Perhaps the most intriguing response to the building collapse in Bangladesh came from the new Pope Francis; according to Vatican Radio,  he condemned the “selfish profit” motive of the companies whose search for low prices meant “slave conditions” for workers.

He was quoted as saying: “Today in the world this slavery is being committed against something beautiful that God has given us - the capacity to create, to work, to have dignity. How many brothers and sisters find themselves in this situation. Not paying fairly, not giving a job because you are only looking at balance sheets, only looking at how to make a profit. That goes against God.”

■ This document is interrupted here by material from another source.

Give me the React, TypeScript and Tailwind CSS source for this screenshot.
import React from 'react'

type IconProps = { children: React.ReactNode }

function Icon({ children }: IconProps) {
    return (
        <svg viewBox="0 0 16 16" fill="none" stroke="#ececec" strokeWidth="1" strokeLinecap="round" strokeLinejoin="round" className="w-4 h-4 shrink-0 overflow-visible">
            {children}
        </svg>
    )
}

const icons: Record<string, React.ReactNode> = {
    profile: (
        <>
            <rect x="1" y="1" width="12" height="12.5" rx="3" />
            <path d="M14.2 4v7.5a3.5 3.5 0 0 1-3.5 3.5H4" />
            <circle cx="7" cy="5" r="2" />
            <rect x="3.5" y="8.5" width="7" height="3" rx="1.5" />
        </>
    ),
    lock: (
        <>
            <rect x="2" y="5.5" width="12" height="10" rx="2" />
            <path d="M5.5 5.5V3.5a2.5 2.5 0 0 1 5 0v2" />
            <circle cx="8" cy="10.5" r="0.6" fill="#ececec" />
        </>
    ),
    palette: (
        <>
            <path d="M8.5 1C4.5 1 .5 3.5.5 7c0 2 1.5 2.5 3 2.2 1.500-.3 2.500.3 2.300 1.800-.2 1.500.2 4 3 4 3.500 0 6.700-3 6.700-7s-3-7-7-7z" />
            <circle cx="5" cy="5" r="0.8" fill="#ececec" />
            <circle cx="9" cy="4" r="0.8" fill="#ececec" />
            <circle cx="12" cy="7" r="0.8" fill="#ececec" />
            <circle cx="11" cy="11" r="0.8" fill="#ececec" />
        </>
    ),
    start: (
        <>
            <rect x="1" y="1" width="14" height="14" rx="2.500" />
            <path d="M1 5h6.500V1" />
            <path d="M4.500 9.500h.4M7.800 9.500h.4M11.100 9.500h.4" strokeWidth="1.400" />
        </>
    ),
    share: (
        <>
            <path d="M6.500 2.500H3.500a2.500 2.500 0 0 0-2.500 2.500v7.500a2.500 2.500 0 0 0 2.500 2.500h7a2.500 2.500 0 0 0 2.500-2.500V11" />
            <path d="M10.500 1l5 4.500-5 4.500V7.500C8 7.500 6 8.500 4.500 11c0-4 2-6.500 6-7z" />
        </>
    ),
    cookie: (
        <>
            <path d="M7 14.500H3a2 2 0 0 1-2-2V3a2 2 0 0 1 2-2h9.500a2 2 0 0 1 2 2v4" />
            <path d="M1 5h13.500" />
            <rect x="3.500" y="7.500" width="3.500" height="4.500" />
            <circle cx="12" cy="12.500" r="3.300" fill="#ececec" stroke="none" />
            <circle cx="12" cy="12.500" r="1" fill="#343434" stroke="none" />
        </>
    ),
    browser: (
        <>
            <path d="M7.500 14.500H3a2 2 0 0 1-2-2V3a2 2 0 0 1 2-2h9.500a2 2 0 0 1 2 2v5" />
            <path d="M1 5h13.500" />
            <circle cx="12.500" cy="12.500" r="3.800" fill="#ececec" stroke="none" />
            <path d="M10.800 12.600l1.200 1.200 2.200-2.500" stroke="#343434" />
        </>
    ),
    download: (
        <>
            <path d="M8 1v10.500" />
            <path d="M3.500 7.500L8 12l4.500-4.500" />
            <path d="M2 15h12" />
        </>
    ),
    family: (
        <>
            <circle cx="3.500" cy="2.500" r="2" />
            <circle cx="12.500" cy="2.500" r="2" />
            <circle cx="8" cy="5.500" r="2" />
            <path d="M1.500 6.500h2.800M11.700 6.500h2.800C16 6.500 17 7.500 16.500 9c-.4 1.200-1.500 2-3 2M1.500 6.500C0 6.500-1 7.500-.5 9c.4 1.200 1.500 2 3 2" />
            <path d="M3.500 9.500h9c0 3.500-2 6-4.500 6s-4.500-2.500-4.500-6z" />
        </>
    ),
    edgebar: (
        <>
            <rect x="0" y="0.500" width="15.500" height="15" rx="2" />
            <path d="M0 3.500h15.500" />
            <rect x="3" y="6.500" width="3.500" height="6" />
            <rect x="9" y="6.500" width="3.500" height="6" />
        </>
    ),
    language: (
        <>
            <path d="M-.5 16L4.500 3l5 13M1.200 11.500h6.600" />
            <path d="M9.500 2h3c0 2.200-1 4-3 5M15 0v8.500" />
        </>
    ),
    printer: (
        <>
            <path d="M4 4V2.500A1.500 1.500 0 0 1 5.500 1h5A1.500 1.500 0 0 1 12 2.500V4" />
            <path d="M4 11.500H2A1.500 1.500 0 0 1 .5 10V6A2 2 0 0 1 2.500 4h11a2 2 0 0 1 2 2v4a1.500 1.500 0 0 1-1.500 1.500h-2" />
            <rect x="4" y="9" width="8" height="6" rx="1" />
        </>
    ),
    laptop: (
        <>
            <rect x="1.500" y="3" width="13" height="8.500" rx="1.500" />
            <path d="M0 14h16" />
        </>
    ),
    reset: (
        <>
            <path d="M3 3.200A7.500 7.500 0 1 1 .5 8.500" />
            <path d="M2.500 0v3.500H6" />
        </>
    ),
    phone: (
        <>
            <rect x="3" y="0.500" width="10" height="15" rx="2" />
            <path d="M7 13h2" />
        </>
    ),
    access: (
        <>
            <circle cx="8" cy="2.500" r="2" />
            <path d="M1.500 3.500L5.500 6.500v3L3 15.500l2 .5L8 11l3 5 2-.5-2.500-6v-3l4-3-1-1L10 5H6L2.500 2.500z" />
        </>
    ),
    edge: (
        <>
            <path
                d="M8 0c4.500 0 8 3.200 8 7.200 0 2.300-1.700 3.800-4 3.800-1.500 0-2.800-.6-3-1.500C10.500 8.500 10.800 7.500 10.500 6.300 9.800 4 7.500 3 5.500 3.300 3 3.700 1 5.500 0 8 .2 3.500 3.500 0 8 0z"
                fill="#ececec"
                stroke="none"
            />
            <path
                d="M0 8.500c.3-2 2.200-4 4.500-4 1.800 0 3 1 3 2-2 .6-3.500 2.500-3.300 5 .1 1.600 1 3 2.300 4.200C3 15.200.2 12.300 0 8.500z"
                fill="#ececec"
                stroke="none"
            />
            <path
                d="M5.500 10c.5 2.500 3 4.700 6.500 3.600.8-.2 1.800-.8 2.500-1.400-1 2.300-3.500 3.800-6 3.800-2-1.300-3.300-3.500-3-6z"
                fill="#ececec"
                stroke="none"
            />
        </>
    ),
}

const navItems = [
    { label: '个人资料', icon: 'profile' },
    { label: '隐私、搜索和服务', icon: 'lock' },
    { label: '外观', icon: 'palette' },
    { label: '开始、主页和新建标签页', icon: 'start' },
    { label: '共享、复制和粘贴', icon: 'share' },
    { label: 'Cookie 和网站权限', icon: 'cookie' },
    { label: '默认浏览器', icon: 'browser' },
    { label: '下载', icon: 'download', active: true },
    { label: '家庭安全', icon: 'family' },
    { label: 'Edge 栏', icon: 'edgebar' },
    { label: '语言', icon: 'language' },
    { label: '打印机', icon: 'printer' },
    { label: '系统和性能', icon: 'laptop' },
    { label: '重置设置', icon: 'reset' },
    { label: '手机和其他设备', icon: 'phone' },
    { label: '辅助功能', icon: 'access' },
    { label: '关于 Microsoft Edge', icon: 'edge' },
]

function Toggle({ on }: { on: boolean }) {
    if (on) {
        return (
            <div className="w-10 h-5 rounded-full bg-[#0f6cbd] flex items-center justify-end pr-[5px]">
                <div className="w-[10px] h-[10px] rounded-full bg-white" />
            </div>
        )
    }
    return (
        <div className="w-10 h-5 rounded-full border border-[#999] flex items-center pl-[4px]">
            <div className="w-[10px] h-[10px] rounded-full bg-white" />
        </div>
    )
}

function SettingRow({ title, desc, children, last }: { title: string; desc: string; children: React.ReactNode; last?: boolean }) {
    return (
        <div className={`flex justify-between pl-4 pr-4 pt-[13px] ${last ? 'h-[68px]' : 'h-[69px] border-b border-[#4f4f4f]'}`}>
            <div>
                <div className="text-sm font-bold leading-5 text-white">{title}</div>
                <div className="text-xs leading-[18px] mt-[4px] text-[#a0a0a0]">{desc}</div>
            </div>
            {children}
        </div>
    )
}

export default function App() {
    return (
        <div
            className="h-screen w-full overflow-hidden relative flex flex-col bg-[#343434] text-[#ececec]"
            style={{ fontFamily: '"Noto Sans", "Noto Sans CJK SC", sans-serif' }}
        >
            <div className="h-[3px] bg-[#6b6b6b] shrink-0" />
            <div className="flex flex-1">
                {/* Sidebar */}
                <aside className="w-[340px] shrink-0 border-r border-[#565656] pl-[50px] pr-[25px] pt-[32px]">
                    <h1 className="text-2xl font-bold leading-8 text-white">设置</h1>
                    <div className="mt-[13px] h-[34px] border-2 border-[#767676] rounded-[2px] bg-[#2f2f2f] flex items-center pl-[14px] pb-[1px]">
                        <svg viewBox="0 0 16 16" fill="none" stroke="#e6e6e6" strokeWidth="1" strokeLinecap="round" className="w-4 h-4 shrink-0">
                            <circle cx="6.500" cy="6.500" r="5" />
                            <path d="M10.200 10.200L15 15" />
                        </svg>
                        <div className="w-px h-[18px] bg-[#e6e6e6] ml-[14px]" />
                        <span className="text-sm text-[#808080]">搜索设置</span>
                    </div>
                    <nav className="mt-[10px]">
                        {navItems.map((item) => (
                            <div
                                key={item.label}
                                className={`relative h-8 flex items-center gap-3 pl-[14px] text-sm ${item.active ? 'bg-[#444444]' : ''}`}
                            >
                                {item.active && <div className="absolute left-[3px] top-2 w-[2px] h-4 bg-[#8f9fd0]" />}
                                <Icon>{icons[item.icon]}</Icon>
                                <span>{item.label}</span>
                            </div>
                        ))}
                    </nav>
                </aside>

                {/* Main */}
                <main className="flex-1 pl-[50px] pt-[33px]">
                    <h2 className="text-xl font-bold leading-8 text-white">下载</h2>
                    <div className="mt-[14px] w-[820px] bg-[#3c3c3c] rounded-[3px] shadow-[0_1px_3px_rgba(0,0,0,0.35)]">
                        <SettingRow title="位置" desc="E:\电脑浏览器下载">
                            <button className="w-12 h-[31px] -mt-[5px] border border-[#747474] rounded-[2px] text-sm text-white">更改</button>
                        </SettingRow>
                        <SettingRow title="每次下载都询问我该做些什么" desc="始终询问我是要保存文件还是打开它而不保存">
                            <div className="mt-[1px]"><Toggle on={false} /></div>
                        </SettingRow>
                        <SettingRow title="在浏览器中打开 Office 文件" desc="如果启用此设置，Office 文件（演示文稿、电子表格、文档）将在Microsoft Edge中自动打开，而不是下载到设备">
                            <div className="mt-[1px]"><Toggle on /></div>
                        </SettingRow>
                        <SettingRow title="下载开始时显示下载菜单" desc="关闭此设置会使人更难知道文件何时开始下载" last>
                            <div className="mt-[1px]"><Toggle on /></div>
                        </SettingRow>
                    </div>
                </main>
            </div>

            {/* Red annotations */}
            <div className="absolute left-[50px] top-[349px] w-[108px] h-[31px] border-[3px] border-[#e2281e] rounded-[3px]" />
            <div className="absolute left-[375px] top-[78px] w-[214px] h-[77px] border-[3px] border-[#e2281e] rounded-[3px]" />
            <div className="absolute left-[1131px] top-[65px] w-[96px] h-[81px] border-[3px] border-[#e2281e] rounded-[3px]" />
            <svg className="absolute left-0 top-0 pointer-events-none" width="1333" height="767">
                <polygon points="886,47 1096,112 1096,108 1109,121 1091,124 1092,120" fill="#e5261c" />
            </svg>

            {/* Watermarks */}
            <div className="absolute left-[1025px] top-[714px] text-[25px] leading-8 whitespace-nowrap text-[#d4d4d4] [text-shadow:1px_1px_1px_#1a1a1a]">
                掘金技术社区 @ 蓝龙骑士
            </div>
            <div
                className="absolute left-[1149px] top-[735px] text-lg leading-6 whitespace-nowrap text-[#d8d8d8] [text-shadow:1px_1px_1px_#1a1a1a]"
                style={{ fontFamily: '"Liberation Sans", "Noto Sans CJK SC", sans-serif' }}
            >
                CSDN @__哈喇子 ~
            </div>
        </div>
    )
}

Later, in his weekly sermon in St Peter’s Square in the Vatican, Pope Francis called for more concern for “social justice.” “Work is fundamental for dignity,” he said, and denounced unemployment as the result of “an economic conception of society based on selfish profit outside the bounds of social justice”. Saying: “There are many people who want to work but cannot. When a society is organised in a way that not everyone is given the chance to work, that society is not just.”

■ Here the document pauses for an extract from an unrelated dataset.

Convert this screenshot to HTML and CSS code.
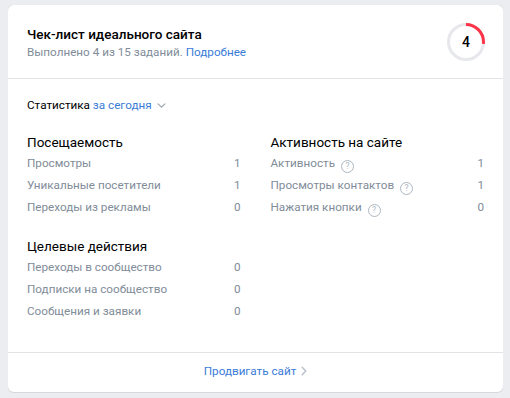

Human dignity derived from work, he said, but too many countries had “made choices that mean exploiting people.”

The collapsed factory produced apparel for large Western brands like Benetton, Children’s Place and Primark. Sadly, without the Western-brands angle, the collapse might not have even made news. And the companies have started to respond, however the response is not always satisfying. There have been efforts to turn blame toward Bangladeshi officials and an environment of corruption and lax oversight. And then there is the old saw of globalization, that without the demand from Western brands, the Bangladeshi economy would implode; the argument is that people are dying to get a job. This is the idea that slave wages are better than no wages, and our slaves are happy slaves. The Pope said the typical garment factory wage is 38-euros a month, the equivalent of $49 a month. Or what the new Pope calls “slave labor”. In fact, wages are even lower, with the legal minimum salary routinely paid to employees only $37 a month for a six-day week with 10-hour shifts.

The 70-mllion strong Lutheran World Federation has also condemned the circumstances in the market that led the tragedy. The Anglican Church and the Seventh Day Adventists have joined in rescue operations.

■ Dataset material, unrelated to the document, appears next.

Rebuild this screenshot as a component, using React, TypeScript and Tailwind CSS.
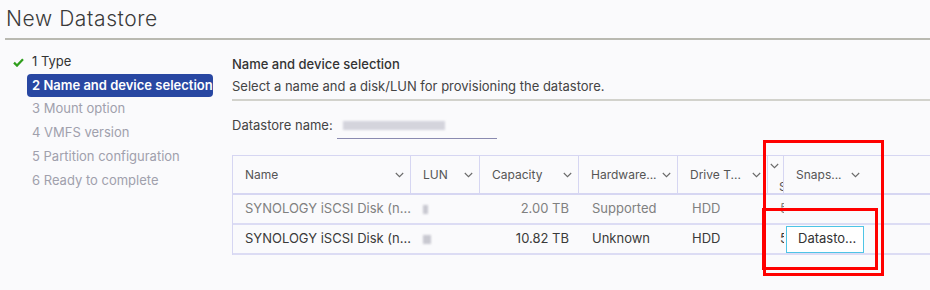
import React from "react";

const Chevron = ({ className = "" }: { className?: string }) => (
  <svg width="9" height="6" viewBox="0 0 9 6" className={className}>
    <path d="M0.8 1 L4.5 4.7 L8.2 1" fill="none" stroke="#6a6a6a" strokeWidth="1.1" />
  </svg>
);

const Check = () => (
  <svg width="11" height="9" viewBox="0 0 11 9">
    <path d="M1 4.6 L4 7.6 L10 1.2" fill="none" stroke="#2f9e1c" strokeWidth="2.2" />
  </svg>
);

const cols = [
  { label: "Name", w: "w-[178px]", chev: "mr-[6px]" },
  { label: "LUN", w: "w-[69px]", chev: "mr-[6px]" },
  { label: "Capacity", w: "w-[99px]", chev: "mr-[6px]" },
  { label: "Hardware...", w: "w-[99px]", chev: "mr-[6px]" },
  { label: "Drive T...", w: "w-[90px]", chev: "mr-[6px]" },
];

const Blur = ({ w, c = "bg-[#d4d4dc]" }: { w: string; c?: string }) => (
  <span className={`inline-block h-[9px] ${w} ${c} blur-[1px] align-middle`} />
);

export default function App() {
  const font = { fontFamily: "Inter, 'Open Sans', sans-serif" };
  return (
    <div
      className="relative w-[930px] h-[290px] overflow-hidden bg-[#fafafc] text-[#333]"
      style={font}
    >
      <div className="ml-[5px] h-[40px] border-b-2 border-[#b9b9b1] pl-[1px] pt-[6px]">
        <div className="text-[21px] leading-[26px] font-light tracking-[0.6px] text-[#3a3a3a]">
          New Datastore
        </div>
      </div>
      <div className="flex">
        <div className="w-[232px] shrink-0 pt-[10px] text-[13px]">
          <div className="flex h-[24px] items-center pl-[13px]">
            <Check />
            <span className="ml-[8px] text-[#333]">1 Type</span>
          </div>
          <div className="ml-[27px] flex h-[23px] w-[186px] items-center overflow-hidden whitespace-nowrap rounded-[4px] bg-[#2847a2] pl-[5px] font-semibold text-white">
            2 Name and device selection
          </div>
          {["3 Mount option", "4 VMFS version", "5 Partition configuration", "6 Ready to complete"].map(
            (t) => (
              <div key={t} className="flex h-[24px] items-center pl-[32px] text-[#a0a0ac]">
                {t}
              </div>
            )
          )}
        </div>
        <div className="flex-1">
          <div className="pt-[15px] text-[13px] leading-[18px] font-medium text-[#333]">
            Name and device selection
          </div>
          <div className="mt-[4px] border-b-2 border-[#d2d2cc] pb-[4px] text-[13px] leading-[18px] text-[#444]">
            Select a name and a disk/LUN for provisioning the datastore.
          </div>
          <div className="mt-[12px] flex h-[26px] items-center text-[13px] text-[#444]">
            <span>Datastore name:</span>
            <div className="ml-[4px] flex h-[26px] w-[160px] items-center border-b border-[#8a8ab0] pl-[6px]">
              <Blur w="w-[102px]" />
            </div>
          </div>
          <div className="mt-[16px] border-l border-t border-[#d6d6f2]">
            <div className="flex h-[39px] border-b-2 border-[#d6d6f2] text-[12px] text-[#555]">
              {cols.map((c) => (
                <div
                  key={c.label}
                  className={`${c.w} flex shrink-0 items-center justify-between border-r border-[#d6d6f2] pl-[12px]`}
                >
                  <span>{c.label}</span>
                  <Chevron className={c.chev} />
                </div>
              ))}
              <div className="relative w-[16px] shrink-0 overflow-hidden border-r border-[#d6d6f2]">
                <Chevron className="absolute left-[2px] top-[7px]" />
                <span className="absolute left-[11px] top-[22px]">S</span>
              </div>
              <div className="flex w-[150px] shrink-0 items-center pl-[12px]">
                <span>Snaps...</span>
                <Chevron className="ml-[9px]" />
              </div>
            </div>
            {[
              { name: "SYNOLOGY iSCSI Disk (n...", cap: "2.00 TB", hw: "Supported", lun: "w-[5px]", color: "text-[#808080]" },
              { name: "SYNOLOGY iSCSI Disk (n...", cap: "10.82 TB", hw: "Unknown", lun: "w-[8px]", color: "text-[#3a3a3a]" },
            ].map((r, i) => (
              <div
                key={i}
                className={`flex h-[30px] items-center border-b-2 border-[#dcdcf4] text-[13px] ${r.color}`}
              >
                <div className="w-[178px] shrink-0 overflow-hidden whitespace-nowrap pl-[12px]">{r.name}</div>
                <div className="w-[69px] shrink-0 pl-[12px]">
                  <Blur w={r.lun} c="bg-[#c8c8d0]" />
                </div>
                <div className="w-[99px] shrink-0 pr-[10px] text-right">{r.cap}</div>
                <div className="w-[99px] shrink-0 pl-[13px]">{r.hw}</div>
                <div className="w-[90px] shrink-0 pl-[14px]">HDD</div>
                <div className="w-[16px] shrink-0 overflow-hidden pl-[12px]">5</div>
                {i === 1 && (
                  <div className="ml-[2px] flex h-[27px] w-[78px] items-center border border-[#4ec4e6] bg-white pl-[11px] text-[#333]">
                    Datasto...
                  </div>
                )}
              </div>
            ))}
          </div>
        </div>
      </div>
      <div className="absolute left-[763px] top-[140px] h-[136px] w-[121px] border-[3px] border-[#ff0000]" />
      <div className="absolute left-[762px] top-[208px] h-[62px] w-[116px] border-[3px] border-[#ff0000]" />
    </div>
  );
}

The Bangladeshi prime minister noted that workplace disasters have occurred in the United States, too; she cited last month's explosion of a fertilizer plant in West, Texas, in which 14 people died and 200 were injured.

"Anywhere in the world, any accident can take place," she said. "You cannot predict anything."

Of course, it is still to be determined if the building collapse in Bangladesh or the fertilizer plant explosion in West, Texas were in fact mere accidents. It is unlikely that the owners of the West plant intended to kill anyone, but there was, at least, gross neglect in the siting of the plant in the midst of a town, where the company was situated - so close to the town, schools and other infrastructure; certainly it raised red flags in the way they stored the ammonium nitrate, the construction of the building, and the amounts of chemicals they reported as stored on site – 1,350 times more than what normally triggers Department of Homeland Security oversight. Perhaps it was in someone's financial interest to ignore the danger.

The Senate yesterday announced an investigation into what went wrong at the plant. One of the leading problems was likely that the Occupational Safety and Health Administration – which is responsible for the enforcement of workplace safety regulations – hadn't inspected the site since February 1985.

OSHA has too few resources to do the job assigned to it. This year, OSHA has a budget of $535 million to protect workers at over 8 million workplaces. OSHA conducts about 40,000 inspections each year. Together with state OSHA programs, it has 2,000 inspectors; with those resources, federal OSHA can conduct an inspection of every facility only once every 131 years. And the sequester is expected to reduce OSHA's budget by 8.2%.

This lack of attention to the safety of our workplaces and neighborhoods is no accident. It is the work of industry trade associations, think tanks, opponents of regulations, Congress, and even the Supreme Court; in other words, its what the folks in Bangladesh would describe as an environment of corruption and lax oversight.

The traditional cure to our economic ills has always been growth. But now, despite the various and sometimes contrasting efforts, the economy refuses to grow. The economic tools that have been applied – lower interest rates, quantitative easing, and strict austerity, are failing or found to be insufficient. Suppose that instead of chasing after more stuff, more jobs, more consumption, and more income, we aimed for enough stuff, enough jobs, enough consumption and enough income.

Our main indicator of progress, GDP, is a measure of economic activity—of money changing hands. It doesn't tell us anything about what kind of activity is occurring. If the police came to your door and said that "activity" in your neighborhood had increased by 3% last year, you'd want to know what kind of activity. Was it more children playing in parks, or was it the clean-up following an explosion at a nearby fertilizer plant? We need to ask the same kinds of questions about GDP. Did it grow because our society became wealthier, or did it grow because we ran up huge debts and liquidated our natural assets?

Perhaps the biggest fear that most people have when they hear "no growth" is "no jobs", but the evidence for a relationship between economic growth and job creation is much weaker than you would expect and varies remarkably between countries. In the US, for example, a 3% increase in GDP tends to be accompanied by a 1% fall in unemployment. In France, the same amount of GDP growth reduces unemployment by only half a percent. In Japan, there is no relationship whatsoever.

I can't recall a Pope talking about slave labor. I think it might be the beginning of a new dialogue, and if that is the case, the conversation is starting from a very different place than what we've heard before. The new Pope has a pretty large base, and that balcony looking over Vatican Square is quite the bully pulpit.